Ai is currently enjoying a strong market for his sculptures. His Map of China (2003), which was made from ironwood beams cut into the shape of the country, sold for a record $240,000 at Sotheby’s inaugural Chinese contemporary art sale in New York last April. The artist’s famous “Forever” Bicycle (2003), a 21-foot-high circle of 20 seamlessly linked bicycles, recently sold for an undisclosed amount to the Ella Fontanals Cisneros Collection in Miami, according to Robert Miller Gallery, which represents the artist in New York. Meile reports that Ai’s work sells for between $10,000 and $300,000.

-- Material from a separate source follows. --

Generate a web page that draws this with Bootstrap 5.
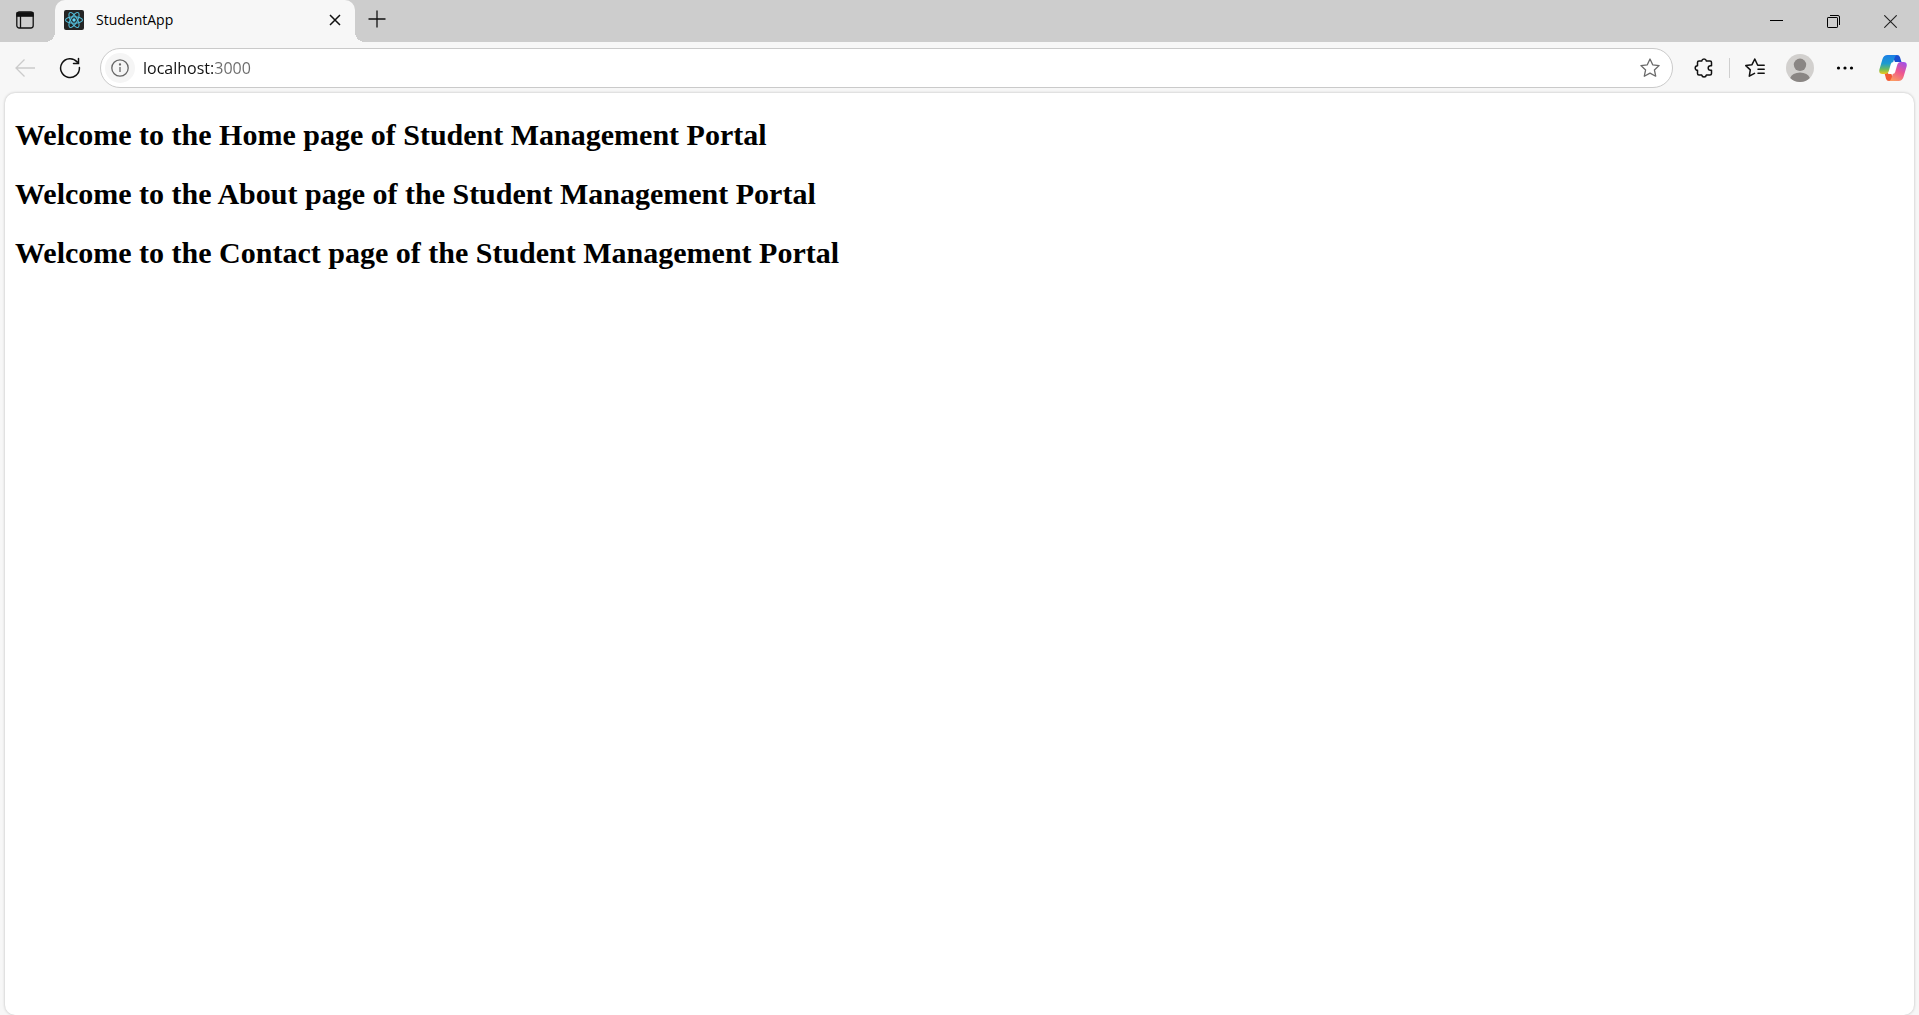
<!DOCTYPE html>
<html lang="en">
<head>
<meta charset="utf-8">
<meta name="viewport" content="width=device-width, initial-scale=1">
<title>StudentApp</title>
<link href="https://cdn.jsdelivr.net/npm/bootstrap@5.3.0/dist/css/bootstrap.min.css" rel="stylesheet">
<style>
  :root { --strip: #cdcdcd; --chrome: #f7f7f7; }
  body { background: var(--chrome); color: #000; font-family: "Open Sans", "Noto Sans", sans-serif; }
  svg { display: block; flex: none; }
  .tab-strip { background: var(--strip); height: 42px; }
  .flat-btn { border: 0; background: transparent; padding: 0; color: #111; display: flex; align-items: center; justify-content: center; flex: none; border-radius: 4px; }
  .strip-lead { width: 50px; height: 40px; margin-right: 5px; }
  .browser-tab { width: 300px; background: var(--chrome); border-radius: 10px 10px 0 0; padding: 0 8px 2px 9px; height: 42px; }
  .browser-tab::before, .browser-tab::after { content: ""; position: absolute; bottom: 0; width: 10px; height: 10px; }
  .browser-tab::before { right: 100%; background: radial-gradient(circle at 0 0, transparent 10px, var(--chrome) 10px); }
  .browser-tab::after { left: 100%; background: radial-gradient(circle at 100% 0, transparent 10px, var(--chrome) 10px); }
  .tab-name { font-size: 14px; line-height: 20px; margin-left: 12px; }
  .tab-close { width: 24px; height: 24px; }
  .tab-new { width: 32px; height: 32px; margin: 3px 0 0 6px; }
  .win-btn { width: 57px; height: 42px; border-radius: 0; }
  .tool-row { height: 51px; padding: 0 8px 0 7px; }
  .tool-btn { width: 36px; height: 36px; }
  .tool-group { gap: 9px; }
  .copilot-btn { margin-left: 12px; }
  .address { height: 40px; border: 1px solid #cacaca; border-radius: 20px; background: #fff; padding: 0 4px; margin: 0 13px 0 12px; min-width: 0; }
  .site-info { width: 30px; height: 30px; border-radius: 50%; background: #f5f5f5; color: #666; }
  .url-field { font-size: 16px; line-height: 24px; color: #1a1a1a; border: 0; padding: 0; margin-left: 8px; min-width: 0; outline: 0;
    background: linear-gradient(90deg, #111 72px, #6b6b6b 72px); -webkit-background-clip: text; background-clip: text; -webkit-text-fill-color: transparent; }
  .tool-rule { width: 1px; height: 20px; background: #cfcfcf; margin: 0 7px; }
  .viewport-pane { background: #fff; margin: 0 5px; padding: 25px 10px; border-radius: 10px; box-shadow: 0 0 3px rgba(0,0,0,.25); }
  .viewport-pane h1 { font-family: "Liberation Serif", serif; font-size: 30px; line-height: 34px; font-weight: 700; margin: 0 0 25px; }
</style>
<script src="https://cdn.jsdelivr.net/npm/bootstrap@5.3.0/dist/js/bootstrap.bundle.min.js"></script>
</head>
<body class="d-flex flex-column min-vh-100">
<header>
  <div class="tab-strip d-flex">
    <button class="flat-btn strip-lead" type="button" aria-label="Tab actions">
      <svg width="18" height="18" viewBox="0 0 18 18" fill="none" stroke="currentColor" stroke-width="1.3"><rect x=".8" y="1" width="16.4" height="16" rx="2.5"/><path d="M1 1.8h16v3.4H1z" fill="currentColor"/><path d="M4.5 5v12"/></svg>
    </button>
    <div class="browser-tab position-relative d-flex align-items-center">
      <svg width="20" height="20" viewBox="0 0 20 20"><rect width="20" height="20" rx="2" fill="#242424"/><g fill="none" stroke="#53bdd9" stroke-width="1.1"><ellipse cx="10" cy="10" rx="8.5" ry="3.3"/><ellipse cx="10" cy="10" rx="8.5" ry="3.3" transform="rotate(60 10 10)"/><ellipse cx="10" cy="10" rx="8.5" ry="3.3" transform="rotate(120 10 10)"/></g><circle cx="10" cy="10" r="1.7" fill="#61dafb"/></svg>
      <span class="tab-name flex-grow-1">StudentApp</span>
      <button class="flat-btn tab-close" type="button" aria-label="Close tab"><svg width="12" height="12" viewBox="0 0 12 12" stroke="currentColor" stroke-width="1.5"><path d="M1 1l10 10M11 1L1 11"/></svg></button>
    </div>
    <button class="flat-btn tab-new" type="button" aria-label="New tab"><svg width="18" height="18" viewBox="0 0 18 18" stroke="currentColor" stroke-width="1.3"><path d="M9 .5v17M.5 9h17"/></svg></button>
    <div class="d-flex ms-auto">
      <button class="flat-btn win-btn" type="button" aria-label="Minimize"><svg width="13" height="13" viewBox="0 0 13 13" stroke="#000"><path d="M0 5.5h13"/></svg></button>
      <button class="flat-btn win-btn" type="button" aria-label="Restore"><svg width="13" height="13" viewBox="0 0 13 13" fill="none" stroke="#000"><rect x=".5" y="2.5" width="10" height="10" rx=".6"/><path d="M3 .5h8q1.5 0 1.5 1.5v8"/></svg></button>
      <button class="flat-btn win-btn" type="button" aria-label="Close window"><svg width="13" height="13" viewBox="0 0 13 13" stroke="#222" stroke-width="1.1"><path d="M.3.3l12.4 12.4M12.7.3L.3 12.7"/></svg></button>
    </div>
  </div>
  <div class="tool-row d-flex align-items-center">
    <div class="tool-group d-flex align-items-center">
      <button class="flat-btn tool-btn" type="button" aria-label="Back" disabled><svg width="20" height="20" viewBox="0 0 20 20" fill="none" stroke="#cbcbcb" stroke-width="1.3"><path d="M20 10H1M9.5 1.5L1 10l8.5 8.5"/></svg></button>
      <button class="flat-btn tool-btn" type="button" aria-label="Refresh"><svg width="22" height="22" viewBox="0 0 22 22" fill="none" stroke="currentColor" stroke-width="1.5" stroke-linecap="round"><path d="M20.4 10.5A9.4 9.4 0 1 1 18.2 5M19.5 1.5v5h-5"/></svg></button>
    </div>
    <form class="address d-flex align-items-center flex-grow-1">
      <button class="flat-btn site-info" type="button" aria-label="Site information"><svg width="18" height="18" viewBox="0 0 18 18" fill="none" stroke="currentColor" stroke-width="1.3"><circle cx="9" cy="9" r="8.2"/><path d="M9 8v5"/><circle cx="9" cy="5.5" r=".5" fill="currentColor"/></svg></button>
      <input class="url-field flex-grow-1" type="text" aria-label="Address" value="localhost:3000">
      <button class="flat-btn tool-btn" type="button" aria-label="Add to favorites"><svg width="20" height="20" viewBox="0 0 20 20" fill="none" stroke="#6a6a6a" stroke-width="1.3" stroke-linejoin="round"><path d="M10 1l2.7 5.8 6.4.8-4.7 4.3 1.3 6.3L10 15.1l-5.7 3.1 1.3-6.3L.9 7.6l6.4-.8z"/></svg></button>
    </form>
    <button class="flat-btn tool-btn" type="button" aria-label="Extensions"><svg width="20" height="20" viewBox="0 0 20 20" fill="none" stroke="currentColor" stroke-width="1.5" stroke-linejoin="round"><path d="M5 3h2.700a2.400 2.400 0 0 1 4.700 0H16q1.500 0 1.500 1.500v3.200h-1a2.300 2.300 0 0 0 0 4.600h1v3.200q0 1.500-1.500 1.500h-3.600a2.400 2.400 0 0 1-4.700 0H5q-1.500 0-1.500-1.500v-3.200a2.300 2.300 0 0 1 0-4.600V4.500Q3.500 3 5 3z"/></svg></button>
    <span class="tool-rule"></span>
    <div class="tool-group d-flex align-items-center">
      <button class="flat-btn tool-btn" type="button" aria-label="Favorites"><svg width="20" height="20" viewBox="0 0 20 20" fill="none" stroke="currentColor" stroke-width="1.5" stroke-linejoin="round" stroke-linecap="round"><path d="M19.2 7.3h-6.500L9.800 1 7 6.700l-6.200.9 4.500 4.300-1 6.300 5.200-2.800M13 11.300h6.200M13 15.300h6.200"/></svg></button>
      <button class="flat-btn tool-btn" type="button" aria-label="Profile"><svg width="28" height="28" viewBox="0 0 28 28"><circle cx="14" cy="14" r="14" fill="#d2d0ce"/><circle cx="14" cy="10.8" r="6.2" fill="#8a8684"/><path d="M4.2 24a10 7 0 0 1 19.6 0A14 14 0 0 1 4.2 24z" fill="#8a8684"/></svg></button>
      <button class="flat-btn tool-btn" type="button" aria-label="Settings and more"><svg width="18" height="4" viewBox="0 0 18 4" fill="#000"><circle cx="2.5" cy="2" r="1.6"/><circle cx="9" cy="2" r="1.6"/><circle cx="15.5" cy="2" r="1.6"/></svg></button>
    </div>
    <button class="flat-btn tool-btn copilot-btn" type="button" aria-label="Copilot">
      <svg width="28" height="28" viewBox="0 0 28 28">
        <defs>
          <linearGradient id="ca" x1="0" y1="0" x2="0" y2="1"><stop offset="0" stop-color="#1b7fe6"/><stop offset=".45" stop-color="#1d9bd0"/><stop offset=".75" stop-color="#6dbb5e"/><stop offset="1" stop-color="#efc81a"/></linearGradient>
          <linearGradient id="cb" x1=".8" y1="0" x2=".3" y2="1"><stop offset="0" stop-color="#a251e6"/><stop offset=".5" stop-color="#ee568f"/><stop offset="1" stop-color="#fb9a62"/></linearGradient>
        </defs>
        <path d="M13 1h5q2.4 0 3 2.2L22.5 8H16z" fill="#1b4fd0"/>
        <path d="M15 27h-5q-2.400 0-3-2.200L5.500 19H12z" fill="#f25a35"/>
        <path d="M12 9.500L15.500 8H19l-3.500 10.500L13 20H9z" fill="#fff"/>
        <path d="M8.500 1H18q-1.700.6-2.500 3L14.200 8q-1.800.2-2.400 2L9.800 17q-.9 3-3.600 3H3.500Q-.6 20 .4 15.500L3.500 5Q4.800 1 8.500 1z" fill="url(#ca)"/>
        <path d="M19.500 27H10q1.700-.6 2.500-3l1.300-4q1.800-.2 2.400-2l2-7q.9-3 3.600-3h2.700q4.100 0 3.100 4.500L24.500 23q-1.300 4-5 4z" fill="url(#cb)"/>
      </svg>
    </button>
  </div>
</header>
<main class="viewport-pane flex-grow-1">
  <h1>Welcome to the Home page of Student Management Portal</h1>
  <h1>Welcome to the About page of the Student Management Portal</h1>
  <h1>Welcome to the Contact page of the Student Management Portal</h1>
</main>
</body>
</html>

Today, not only is Ai’s art celebrated in Beijing, so is his bare-bones style of architecture. He recently designed the Beijing branch of Galerie Urs Meile, the exhibition space at the art compound founded by New York dealer Jack Tilton, and a new gallery for Meg Maggio, formerly director of Beijing’s Courtyard Gallery, all in gray-brick hutong style. Ai’s firm is involved in projects as diverse as an artists’ condominium retreat in Kunming, in Southern China, and the Beijing stadium, which looks like a circle of bamboo arches rising in the center of the city, across from the Beijing Opera House. “I think it will shock the world,” he says. “I think China is very innocent and naive; they knew they needed a stadium, but I don’t think they even knew that they were about to get this astounding object.”
Reflecting on the changes that he has witness and the current atmosphere of relative freedom for Chinese artists, Ai jokes, “It’s like the movie Home Alone, the parents are gone.” Then he adds, “But they were there before, and maybe they will come back.”